This West Country AONB has riverside walks, wildlife havens, and mining heritage sites.
On the Devon and Cornwall border, the Tamar Valley Area of Outstanding Natural Beauty draws hikers and wildlife enthusiasts to its unique drowned valley landscapes. Hike steep gorges, cycle through forested valleys, or camp at peaceful country campsites. With three rivers to choose from, getting on the water is a must—set sail on a barge cruise along the Lynher River, enjoy water sports on the lakes, or fish for salmon along the Tamar River. Summer is peak season for campers, while spring and fall are the best times for bird-watching around the estuaries.
The River Tamar runs through the heart of the AONB, marking the border of Cornwall and Devon. Take a ride on the scenic Tamar Valley Line railway from Plymouth to Gunnislake, and hop off to visit Calstock village, enjoy riverside walks, or have lunch at a country pub. May through October is fishing season, and the river is known for its salmon and trout fishing.
The River Tavy winds its way north through the Tamar Valley, where you can enjoy woodland walks and pitch your tent at rural camping grounds. Go kayaking or windsurfing at Lopwell Dam, visit the market town of Tavistock, and tuck into a traditional Devonshire cream tea at a local café. Beyond Tavistock, the wild moorlands of the Dartmoor National Park are a natural playground for hikers and campers.
Coastal Plymouth lies between two AONBs, with the Tamar Valley to the north and South Devon to the east. Set sail on a boat cruise around the Plymouth Sound, then head along the South Devon coast to enjoy beachside camping and seaside hikes.
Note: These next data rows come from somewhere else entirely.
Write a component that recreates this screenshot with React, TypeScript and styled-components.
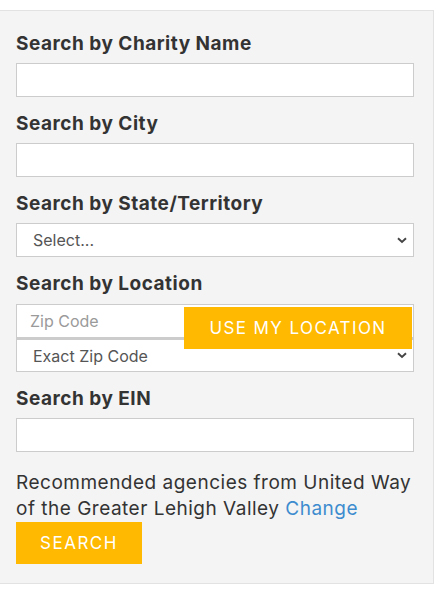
import React from 'react';
import styled, { createGlobalStyle } from 'styled-components';

const GlobalStyle = createGlobalStyle`
  html, body {
    margin: 0;
    padding: 0;
    background: #ffffff;
  }
  body {
    font-family: Inter, 'Open Sans', Arial, sans-serif;
    color: #333333;
  }
`;

function Chevron() {
  return (
    <S.Chevron width='10' height='7' viewBox='0 0 10 7'>
      <path d='M1 1.2 L5 5 L9 1.2' fill='none' stroke='#444' strokeWidth='1.9' />
    </S.Chevron>
  );
}

function App() {
  return (
    <>
      <GlobalStyle />
      <S.Page>
        <S.Panel>
          <S.Field>
            <S.Label>Search by Charity Name</S.Label>
            <S.Input type='text' />
          </S.Field>
          <S.Field>
            <S.Label>Search by City</S.Label>
            <S.Input type='text' />
          </S.Field>
          <S.Field>
            <S.Label>Search by State/Territory</S.Label>
            <S.SelectWrap>
              <S.Select defaultValue=''>
                <option value=''>Select...</option>
              </S.Select>
              <Chevron />
            </S.SelectWrap>
          </S.Field>
          <S.Field>
            <S.Label>Search by Location</S.Label>
            <S.LocationGroup>
              <S.Input type='text' placeholder='Zip Code' />
              <S.SelectWrap>
                <S.Select defaultValue='exact' $joined>
                  <option value='exact'>Exact Zip Code</option>
                </S.Select>
                <Chevron />
              </S.SelectWrap>
              <S.LocationButton type='button'>Use my location</S.LocationButton>
            </S.LocationGroup>
          </S.Field>
          <S.Field>
            <S.Label>Search by EIN</S.Label>
            <S.Input type='text' />
          </S.Field>
          <S.Note>
            Recommended agencies from United Way of the Greater Lehigh Valley{' '}
            <S.Link href='#'>Change</S.Link>
          </S.Note>
          <S.SearchButton type='button'>Search</S.SearchButton>
        </S.Panel>
      </S.Page>
    </>
  );
}

const S: {
  Page: any;
  Panel: any;
  Field: any;
  Label: any;
  Input: any;
  SelectWrap: any;
  Select: any;
  Chevron: any;
  LocationGroup: any;
  LocationButton: any;
  Note: any;
  Link: any;
  SearchButton: any;
} = {
  Page: styled.div`
    padding-top: 10px;
  `,
  Panel: styled.div`
    width: 434px;
    padding: 6px 19px 19px 16px;
    box-sizing: border-box;
    background-color: #f4f4f4;
    border: 1px solid #e2e2e2;
    border-left: none;
  `,
  Field: styled.div`
    display: flex;
    flex-direction: column;
  `,
  Label: styled.label`
    display: block;
    font-size: 19px;
    font-weight: 700;
    letter-spacing: 0.5px;
    line-height: 23px;
    color: #333333;
    margin: 15px 0 8px;
  `,
  Input: styled.input`
    box-sizing: border-box;
    width: 100%;
    height: 34px;
    margin: 0;
    padding: 0 13px;
    border: 1px solid #cccccc;
    border-radius: 0;
    background: #ffffff;
    font-family: Inter, Arial, sans-serif;
    font-size: 16px;
    color: #555555;
    outline: none;

    &::placeholder {
      color: #9a9a9a;
    }
  `,
  SelectWrap: styled.div`
    position: relative;
  `,
  Select: styled.select`
    box-sizing: border-box;
    width: 100%;
    height: 34px;
    margin: 0;
    padding: 0 16px;
    border: 1px solid #cccccc;
    border-top-width: ${({ $joined }: { $joined?: boolean }) => ($joined ? '2px' : '1px')};
    border-radius: 0;
    background: #ffffff;
    appearance: none;
    -webkit-appearance: none;
    font-family: Inter, Arial, sans-serif;
    font-size: 16px;
    color: #555555;
    outline: none;
  `,
  Chevron: styled.svg`
    position: absolute;
    right: 7px;
    top: 50%;
    margin-top: -3px;
    pointer-events: none;
  `,
  LocationGroup: styled.div`
    position: relative;
    margin-top: 1px;
  `,
  LocationButton: styled.button`
    position: absolute;
    top: 3px;
    right: 2px;
    width: 228px;
    height: 42px;
    padding: 0;
    border: none;
    border-radius: 0;
    background-color: #ffb900;
    color: #ffffff;
    font-family: Inter, Arial, sans-serif;
    font-size: 17px;
    letter-spacing: 1.4px;
    text-transform: uppercase;
    cursor: pointer;
  `,
  Note: styled.p`
    margin: 18px 0 0;
    font-size: 19px;
    letter-spacing: 0.5px;
    line-height: 26px;
    color: #333333;
  `,
  Link: styled.a`
    color: #3d8ccf;
    text-decoration: none;
  `,
  SearchButton: styled.button`
    display: block;
    margin-top: 0;
    width: 126px;
    height: 42px;
    padding: 0;
    border: none;
    border-radius: 0;
    background-color: #ffb900;
    color: #ffffff;
    font-family: Inter, Arial, sans-serif;
    font-size: 17px;
    letter-spacing: 1.5px;
    text-transform: uppercase;
    cursor: pointer;
  `
};

export default App;
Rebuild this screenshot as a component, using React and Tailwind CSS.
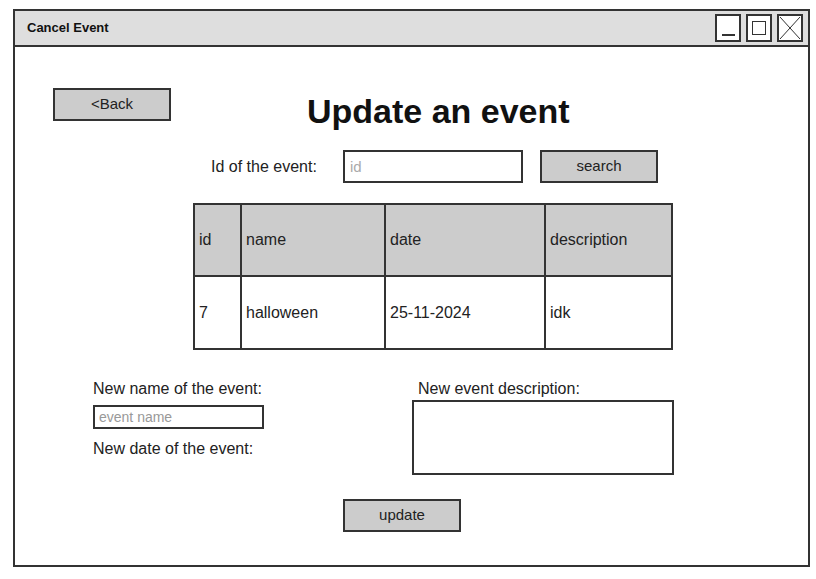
import React from 'react';

const font = { fontFamily: '"Liberation Sans", Arial, sans-serif' };

const GrayButton = ({ label, className = '' }) => (
  <button
    type="button"
    className={`h-[33px] w-[118px] bg-[#cccccc] border-2 border-[#333333] text-[15px] text-[#222222] ${className}`}
  >
    {label}
  </button>
);

const WinButton = ({ children }) => (
  <div className="w-[26px] h-[28px] border-2 border-[#333333] bg-white flex items-center justify-center">
    {children}
  </div>
);

const App = () => {
  const columns = [
    { key: 'id', w: 'w-[47px]' },
    { key: 'name', w: 'w-[144px]' },
    { key: 'date', w: 'w-[160px]' },
    { key: 'description', w: 'flex-1' },
  ];
  const row = ['7', 'halloween', '25-11-2024', 'idk'];

  return (
    <div className="w-[816px] h-[579px] bg-white pt-[9px] pl-[13px]" style={font}>
      <div className="w-[797px] h-[558px] border-2 border-[#333333] flex flex-col">
        {/* Title bar */}
        <div className="h-[36px] bg-[#dedede] border-b-2 border-[#333333] flex items-center justify-between pl-[12px] pr-[5px]">
          <span className="text-[13px] font-bold text-[#111111]">Cancel Event</span>
          <div className="flex gap-[5px]">
            <WinButton>
              <div className="w-[13px] h-[1.5px] bg-[#333333] mt-[14px]" />
            </WinButton>
            <WinButton>
              <div className="w-[14px] h-[14px] border-[1.5px] border-[#333333]" />
            </WinButton>
            <WinButton>
              <svg width="22" height="24" viewBox="0 0 22 24" fill="none" stroke="#333333" strokeWidth="1">
                <path d="M1 1 L21 23 M21 1 L1 23" />
              </svg>
            </WinButton>
          </div>
        </div>

        {/* Back + heading */}
        <div className="flex items-start pl-[38px] pt-[41px]">
          <GrayButton label="<Back" className="text-[14px]" />
          <h1 className="ml-[136px] mt-[3px] text-[34px] font-bold text-[#111111] leading-[40px]">
            Update an event
          </h1>
        </div>

        {/* Search row */}
        <div className="flex items-center pl-[196px] mt-[19px]">
          <span className="text-[16px] text-[#222222] w-[132px]">Id of the event:</span>
          <input
            placeholder="id"
            className="h-[33px] w-[180px] border-2 border-[#333333] px-[5px] text-[15px] placeholder:text-[#aaaaaa] outline-none"
          />
          <GrayButton label="search" className="ml-[17px]" />
        </div>

        {/* Table */}
        <div className="ml-[178px] mt-[20px] w-[480px] border-2 border-[#333333] text-[16px] text-[#222222]">
          <div className="flex h-[72px] bg-[#cccccc] border-b-2 border-[#333333]">
            {columns.map((c, i) => (
              <div
                key={c.key}
                className={`${c.w} flex items-center pl-[4px] ${i < 3 ? 'border-r-2 border-[#333333]' : ''}`}
              >
                {c.key}
              </div>
            ))}
          </div>
          <div className="flex h-[71px]">
            {row.map((v, i) => (
              <div
                key={i}
                className={`${columns[i].w} flex items-center pl-[4px] ${i < 3 ? 'border-r-2 border-[#333333]' : ''}`}
              >
                {v}
              </div>
            ))}
          </div>
        </div>

        {/* New values */}
        <div className="flex mt-[28px] text-[16px] text-[#222222]">
          <div className="pl-[78px] w-[397px] flex flex-col">
            <span className="leading-[22px]">New name of the event:</span>
            <input
              placeholder="event name"
              className="mt-[5px] h-[24px] w-[171px] border-2 border-[#333333] px-[4px] text-[14px] placeholder:text-[#999999] outline-none"
            />
            <span className="mt-[9px] leading-[22px]">New date of the event:</span>
          </div>
          <div className="flex flex-col">
            <span className="pl-[6px] leading-[22px]">New event description:</span>
            <textarea className="h-[75px] w-[262px] border-2 border-[#333333] resize-none outline-none" />
          </div>
        </div>

        {/* Update */}
        <div className="pl-[328px] mt-[24px]">
          <GrayButton label="update" />
        </div>
      </div>
    </div>
  );
};

export default App;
The blue flag beaches at Bantham and Bigbury on Sea are favorites for summer sunseekers, or visit in winter, when migrating seabirds flock to the coast.
Saltash and Torpoint lie on the southwest borders of the Tamar Valley, where the Lynher River meets the Plymouth Sound. Dive into Cornwall’s mining heritage as you explore 18th-century mines, hike along the South West Coast Path, or try wakeboarding and windsurfing along the Hamoaze estuary. To escape the crowds, head to the Rame Peninsula, where you’ll find secluded coves, sea-cliffs walks, and ocean-view campsites.